Magnetic domain-wall motion in a nanowire: Depinning and creep

Abstract

The domain-wall motion in a magnetic nanowire is examined theoretically in the regime where the domain-wall driving force is weak and its competition against disorders is assisted by thermal agitations. Two types of driving forces are considered; magnetic field and current. While the field induces the domain-wall motion through the Zeeman energy, the current induces the domain-wall motion by generating the spin transfer torque, of which effects in this regime remain controversial. The spin transfer torque has two mutually orthogonal vector components, the adiabatic spin transfer torque and the nonadiabatic spin transfer torque.
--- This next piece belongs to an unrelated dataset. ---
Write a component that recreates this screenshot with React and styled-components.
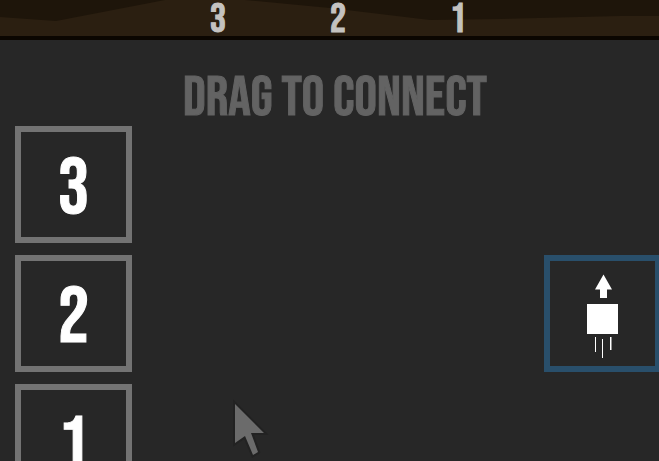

We investigate separate effects of the two components on the domain-wall depinning rate in one-dimensional systems and on the domai-wall creep velocity in two-dimensional systems, both below the Walker breakdown threshold. In addition to the leading-order contribution coming from the field and/or the nonadiabatic spin transfer torque, we find that the adiabatic spin transfer torque generates corrections, which can be of relevance for an unambiguous analysis of experimental results. For instance, it is demonstrated that the neglect of the corrections in experimental analysis may lead to an incorrect evaluation of the nonadiabaticity parameter. Effects of the Rashba spin-orbit coupling on the domain-wall motion are also analyzed.